Dick Smith’s anti-immigration message has potential to damage the economy
Population campaigner Dick Smith launching his new ads this week. Photo: AAP
Former electronics entrepreneur Dick Smith launched another anti-immigration campaign this week, claiming to be tackling a vital issue that the media is wilfully ignoring.
However, by approaching the topic with the same oversimplifications contained in his 2010 documentary Dick Smith’s Population Puzzle, Mr Smith is introducing further risk to our vulnerable economy.
That risk comes through stoking the kind of populist fears being spread by Canberra crossbenchers, including Pauline Hanson’s One Nation Party, and independents Cory Bernardi and Bob Katter.
Those politicians, like Mr Smith, link population growth to urban congestion, soaring house prices or the threat of terrorism.
And because their arguments operate at an emotional level, like Mr Smith’s wildly over-the-top ad, they have little to say about the real economics of population growth.
Focus on real causes
Urban congestion results from poor town planning and inadequate transport infrastructure, soaring house prices are primarily driven by ridiculous tax laws and record-low interest rates, and terrorism has little or nothing to do with immigration rates.
But those arguments are too difficult, it would seem. Just slash immigration and everything will be great!
Actually, if the crossbenchers could extract such a promise from either major party, we’d be in a lot of trouble.
While immigration is not the main driver of house price inflation – the number of residents per dwelling in Australia has remained virtually unchanged since the housing boom began – a sudden collapse in demand would not gently cool the market. It would crash the market and precipitate a long recession.
What the numbers really reveal
Moreover, attacking headline ‘net overseas migration’ figures is pretty meaningless according to James Raymer, Professor in the School of Demography at the Australian National University.
It is far more useful, he told The New Daily on Wednesday, to look at individual components of the net figure.
For instance, when the Aussie dollar was sky-high in 2011-12, 74,000 students arrived in Australia and 48,000 departed – giving a net figure of 26,000.

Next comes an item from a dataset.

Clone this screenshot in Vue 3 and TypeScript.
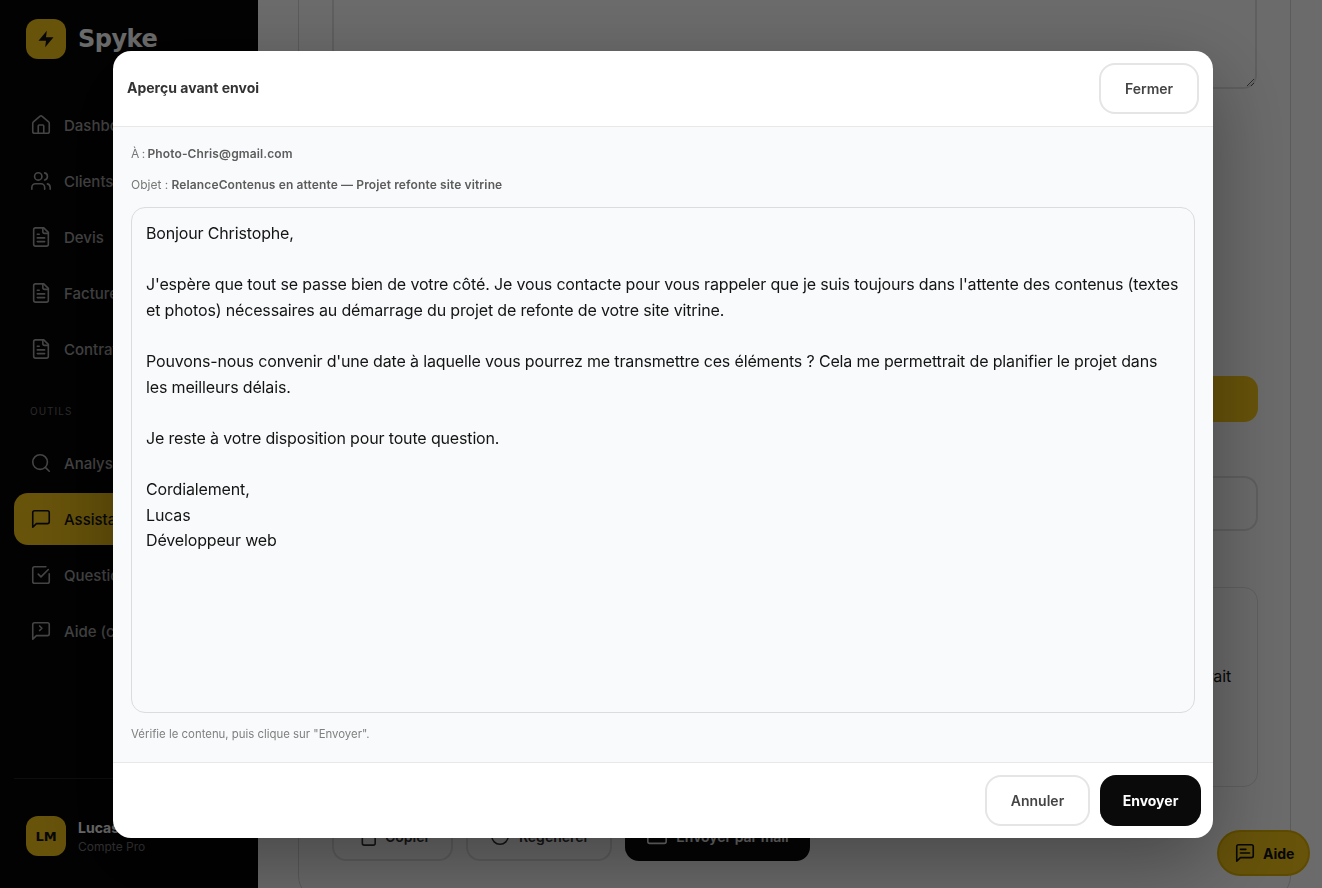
<script setup lang="ts">
import { ref } from 'vue'

const message = 'M21 15a2 2 0 0 1-2 2H7l-4 4V5a2 2 0 0 1 2-2h14a2 2 0 0 1 2 2z'
const fileText = [
  'M15 2H6a2 2 0 0 0-2 2v16a2 2 0 0 0 2 2h12a2 2 0 0 0 2-2V7Z',
  'M14 2v4a2 2 0 0 0 2 2h4',
  'M10 9H8',
  'M16 13H8',
  'M16 17H8',
]

const mainNav = [
  {
    label: 'Dashboard',
    icon: [
      'M15 21v-8a1 1 0 0 0-1-1h-4a1 1 0 0 0-1 1v8',
      'M3 10a2 2 0 0 1 .709-1.528l7-5.999a2 2 0 0 1 2.582 0l7 5.999A2 2 0 0 1 21 10v9a2 2 0 0 1-2 2H5a2 2 0 0 1-2-2z',
    ],
  },
  {
    label: 'Clients',
    icon: [
      'M16 21v-2a4 4 0 0 0-4-4H6a4 4 0 0 0-4 4v2',
      'M5 7a4 4 0 1 0 8 0a4 4 0 1 0-8 0',
      'M22 21v-2a4 4 0 0 0-3-3.87',
      'M16 3.13a4 4 0 0 1 0 7.75',
    ],
  },
  { label: 'Devis', icon: fileText },
  { label: 'Factures', icon: fileText },
  { label: 'Contrats', icon: fileText },
]

const toolNav = [
  { label: 'Analyse', icon: ['M3 11a8 8 0 1 0 16 0a8 8 0 1 0-16 0', 'm21 21-4.3-4.3'], active: false },
  { label: 'Assistant', icon: [message], active: true },
  {
    label: 'Questionnaires',
    icon: ['M21 10.656V19a2 2 0 0 1-2 2H5a2 2 0 0 1-2-2V5a2 2 0 0 1 2-2h12.344', 'm9 11 3 3L20 6'],
    active: false,
  },
  {
    label: 'Aide (chat)',
    icon: [message, 'M10.5 6.5 13 9l-2.5 2.5'],
    active: false,
  },
]

const draft = ref(`Bonjour Christophe,

J'espère que tout se passe bien de votre côté. Je vous contacte pour vous rappeler que je suis toujours dans l'attente des contenus (textes et photos) nécessaires au démarrage du projet de refonte de votre site vitrine.

Pouvons-nous convenir d'une date à laquelle vous pourrez me transmettre ces éléments ? Cela me permettrait de planifier le projet dans les meilleurs délais.

Je reste à votre disposition pour toute question.

Cordialement,
Lucas
Développeur web`)
</script>

<template>
  <div class="shell">
    <aside class="sidebar">
      <div class="brand">
        <span class="brand-mark">
          <svg viewBox="0 0 24 24" width="20" height="20"><path d="M13 2 3 14h9l-1 8 10-12h-9l1-8z" /></svg>
        </span>
        <span class="brand-name">Spyke</span>
      </div>

      <nav class="nav">
        <a v-for="item in mainNav" :key="item.label" class="nav-item">
          <svg class="icon" viewBox="0 0 24 24"><path v-for="d in item.icon" :key="d" :d="d" /></svg>
          {{ item.label }}
        </a>
      </nav>

      <div class="nav-title">OUTILS</div>

      <nav class="nav">
        <a v-for="item in toolNav" :key="item.label" class="nav-item" :class="{ active: item.active }">
          <svg class="icon" viewBox="0 0 24 24"><path v-for="d in item.icon" :key="d" :d="d" /></svg>
          {{ item.label }}
        </a>
      </nav>

      <div class="account">
        <span class="avatar">LM</span>
        <div>
          <div class="account-name">Lucas Martin</div>
          <div class="account-plan">Compte Pro</div>
        </div>
      </div>
    </aside>

    <main class="main">
      <section class="card">
        <textarea class="brief"></textarea>
        <button type="button" class="generate">Générer</button>
        <div class="select-box"></div>
        <div class="result">
          <p>Pouvons-nous convenir d'une date à laquelle vous pourrez me transmettre ces éléments ? Cela me permettrait</p>
        </div>
        <div class="actions">
          <button type="button" class="btn-ghost copy">
            <svg class="icon" viewBox="0 0 24 24"><path d="M10 8h10a2 2 0 0 1 2 2v10a2 2 0 0 1-2 2H10a2 2 0 0 1-2-2V10a2 2 0 0 1 2-2z" /></svg>
            Copier
          </button>
          <button type="button" class="btn-ghost regen">
            <svg class="icon" viewBox="0 0 24 24"><path d="M3 12a9 9 0 1 0 18 0a9 9 0 1 0-18 0" /></svg>
            Régénérer
          </button>
          <button type="button" class="btn-dark">
            <svg class="icon" viewBox="0 0 24 24"><path d="M4 4h16a2 2 0 0 1 2 2v12a2 2 0 0 1-2 2H4a2 2 0 0 1-2-2V6a2 2 0 0 1 2-2z" /></svg>
            Envoyer par mail
          </button>
        </div>
      </section>
    </main>

    <button type="button" class="help">
      <svg class="icon" viewBox="0 0 24 24">
        <path :d="message" />
        <path d="M13 8H7" />
        <path d="M17 12H7" />
      </svg>
      Aide
    </button>

    <div class="backdrop">
      <div class="modal">
        <header class="modal-head">
          <h2>Aperçu avant envoi</h2>
          <button type="button" class="btn-outline close">Fermer</button>
        </header>

        <div class="modal-body">
          <p class="meta"><span class="to">À : </span><strong>Photo-Chris@gmail.com</strong></p>
          <p class="meta subject">Objet : <strong>RelanceContenus en attente — Projet refonte site vitrine</strong></p>
          <textarea v-model="draft" class="mail" readonly></textarea>
          <p class="hint">Vérifie le contenu, puis clique sur "Envoyer".</p>
        </div>

        <footer class="modal-foot">
          <button type="button" class="btn-outline cancel">Annuler</button>
          <button type="button" class="btn-send">Envoyer</button>
        </footer>
      </div>
    </div>
  </div>
</template>

<style>
html,
body {
  margin: 0;
  height: 100%;
  overflow: hidden;
}
</style>

<style scoped>
.shell {
  display: flex;
  height: 888px;
  overflow: hidden;
  background: #fff;
  color: #141414;
  font-family: Inter, "Noto Sans", sans-serif;
}

button,
textarea {
  font-family: inherit;
}

.sidebar {
  flex: 0 0 258px;
  display: flex;
  flex-direction: column;
  box-sizing: border-box;
  padding: 19px 0 32px;
  background: #050505;
  color: #a3a3a3;
}

.brand {
  display: flex;
  align-items: center;
  gap: 12px;
  padding-left: 26px;
  margin-bottom: 40px;
}

.brand-mark {
  display: flex;
  align-items: center;
  justify-content: center;
  width: 40px;
  height: 40px;
  border-radius: 12px;
  background: #f5c518;
}

.brand-mark path {
  fill: #111;
}

.brand-name {
  color: #fff;
  font-family: "DejaVu Sans", sans-serif;
  font-size: 24px;
  font-weight: 700;
  letter-spacing: -0.5px;
}

.nav {
  display: flex;
  flex-direction: column;
  gap: 4px;
  padding: 0 0 0 14px;
}

.nav-item {
  display: flex;
  align-items: center;
  gap: 12px;
  height: 52px;
  padding-left: 16px;
  border-radius: 14px;
  font-size: 15px;
  font-weight: 500;
}

.nav-item.active {
  background: #f5c518;
  color: #111;
}

.nav-title {
  margin: 30px 0 20px 30px;
  font-size: 10px;
  letter-spacing: 1px;
  color: #666;
}

.icon {
  flex: none;
  width: 22px;
  height: 22px;
  fill: none;
  stroke: currentColor;
  stroke-width: 1.75;
  stroke-linecap: round;
  stroke-linejoin: round;
}

.account {
  display: flex;
  align-items: center;
  gap: 12px;
  margin: auto 0 0 14px;
  padding: 37px 0 0 12px;
  border-top: 1px solid #222;
}

.avatar {
  display: flex;
  align-items: center;
  justify-content: center;
  width: 40px;
  height: 40px;
  border-radius: 12px;
  background: #f5c518;
  color: #111;
  font-family: "DejaVu Sans", sans-serif;
  font-size: 13px;
  font-weight: 700;
}

.account-name {
  color: #fff;
  font-size: 14px;
  font-weight: 700;
}

.account-plan {
  margin-top: 3px;
  font-size: 12px;
  color: #777;
}

.main {
  flex: 1;
  min-width: 0;
  padding-left: 40px;
}

.card {
  box-sizing: border-box;
  width: 993px;
  height: 960px;
  margin-top: -60px;
  padding: 0 32px 0 33px;
  border: 1px solid #d8d8d8;
  border-radius: 24px;
}

.brief {
  display: block;
  box-sizing: border-box;
  width: 925px;
  height: 120px;
  margin-top: 28px;
  border: 2px solid #e2e2e2;
  border-radius: 14px;
  background: #fff;
}

.generate {
  display: block;
  width: 926px;
  height: 46px;
  margin-top: 287px;
  border: 0;
  border-radius: 14px;
  background: #f5c518;
  font-size: 15px;
  font-weight: 700;
}

.select-box {
  box-sizing: border-box;
  height: 55px;
  margin-top: 54px;
  border: 2px solid #e2e2e2;
  border-radius: 14px;
}

.result {
  box-sizing: border-box;
  height: 200px;
  margin-top: 56px;
  padding-top: 76px;
  border: 1px solid #e2e2e2;
  border-radius: 14px;
  font-size: 16px;
  line-height: 25.6px;
  letter-spacing: -0.15px;
}

.result p {
  margin: 0;
  padding-right: 26px;
  text-align: right;
  white-space: nowrap;
}

.actions {
  display: flex;
  gap: 13px;
  margin-top: 24px;
}

.actions button {
  display: flex;
  align-items: center;
  justify-content: center;
  gap: 8px;
  box-sizing: border-box;
  height: 50px;
  border-radius: 14px;
  font-size: 14px;
  font-weight: 600;
}

.btn-ghost {
  border: 2px solid #e2e2e2;
  background: #fff;
  color: #333;
}

.copy {
  width: 121px;
}

.regen {
  width: 146px;
}

.btn-dark {
  width: 185px;
  border: 0;
  background: #0a0a0a;
  color: #fff;
}

.help {
  position: fixed;
  left: 1217px;
  top: 830px;
  display: flex;
  align-items: center;
  gap: 7px;
  box-sizing: border-box;
  width: 93px;
  height: 46px;
  padding: 0 15px;
  border: 2px solid #e0b400;
  border-radius: 23px;
  background: #f5c518;
  color: #111;
  font-size: 14px;
  font-weight: 700;
}

.backdrop {
  position: fixed;
  inset: 0;
  display: flex;
  align-items: center;
  justify-content: center;
  padding-left: 4px;
  background: rgba(0, 0, 0, 0.58);
}

.modal {
  display: flex;
  flex-direction: column;
  width: 1100px;
  height: 787px;
  overflow: hidden;
  border-radius: 18px;
  background: #fff;
  box-shadow: 0 25px 80px rgba(0, 0, 0, 0.35);
}

.modal-head {
  display: flex;
  align-items: center;
  justify-content: space-between;
  height: 75px;
  padding: 0 14px;
  border-bottom: 1px solid #e8e8e8;
}

.modal-head h2 {
  margin: 0 0 2px;
  font-size: 14px;
  font-weight: 700;
  color: #333;
}

.btn-outline {
  box-sizing: border-box;
  height: 51px;
  border: 2px solid #e5e5e5;
  border-radius: 16px;
  background: #fff;
  color: #444;
  font-size: 14px;
  font-weight: 600;
}

.close {
  width: 100px;
}

.modal-body {
  flex: 1;
  display: flex;
  flex-direction: column;
  min-height: 0;
  padding: 19px 18px 0;
  background: #f9fafb;
}

.meta {
  margin: 0;
  font-size: 12px;
  line-height: 15px;
  color: #777;
}

.meta strong {
  font-weight: 600;
  color: #5c5c5c;
  letter-spacing: 0.12px;
}

.to {
  letter-spacing: -0.5px;
}

.subject {
  margin-top: 16px;
}

.mail {
  box-sizing: border-box;
  width: 100%;
  height: 506px;
  margin-top: 15px;
  padding: 13.5px 14px 12px;
  border: 1px solid #dcdcdf;
  border-radius: 14px;
  background: #f9fafb;
  color: #141414;
  font-size: 16px;
  line-height: 25.6px;
  letter-spacing: -0.15px;
  outline: 0;
  resize: none;
}

.hint {
  margin: 14px 0 0;
  font-size: 11.4px;
  line-height: 15px;
  color: #808080;
}

.modal-foot {
  display: flex;
  justify-content: flex-end;
  align-items: center;
  gap: 10px;
  height: 75px;
  padding-right: 12px;
  border-top: 1px solid #e8e8e8;
}

.cancel {
  width: 105px;
}

.btn-send {
  box-sizing: border-box;
  width: 101px;
  height: 51px;
  border: 0;
  border-radius: 16px;
  background: #0a0a0a;
  color: #fff;
  font-size: 14px;
  font-weight: 700;
}
</style>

Last year, 150,000 arrived and only 25,000 left – which is a ‘surge in immigration’ but also an ‘education exports boom’.
As a former university lecturer, I know first-hand that the education exports sector is fraught with problems – the cash cow of overseas students can end up trampling teaching quality, for instance.
But that would be a real issue to debate, rather than ignoring the economic advantage hidden beneath the net migration figures.
As the chart below shows, there are other questions that need asking beyond the headline numbers:
- Farmers are crying out for working-holiday-visa workers, but are those workers being exploited?
- 457 visa holders by definition have jobs, but are they being ripped off?
- What’s the economic gain to Australia of permanent skilled migrants, and are they being matched with productive investment?
Those debates would make a lot more sense than Mr Smith’s assertions.
At the launch of the campaign he claimed: “At the present growth rate of 1.78 per cent, we’ll have 100 million in Australia at the end of this century.”
Umm, no we won’t. The current growth rate is 1.6 per cent, based on ABS figures, and nobody has suggested that the total could ever rise that high.
“Our birth rate is about replacement level,” claimed Mr Smith.
Actually, Australia’s fertility rate is 1.8 births per woman. It has been below the replacement rate of 2.1 since 1976, according to the ABS.
Australians are living longer, so the net effect of ‘natural increase’ is positive – just over 40 per cent of Australia’s population growth is due to natural increase.
The other component of growth, net overseas migration, is what Mr Smith is calling for to be slashed. But not to 70,000.
The Department of Immigration and Border Protection estimates that in the 2016-17 financial year, net overseas migration was 257,000 people – down from the 2008-09 peak of 300,000, but a lot higher than the 143,000 when the mining boom was getting underway in 2004-05.
As he did seven years ago, Mr Smith is skating over important facts in his rush to generate populist attention.
He might succeed. But if he does, he’ll be smashing large parts of the economy as he goes.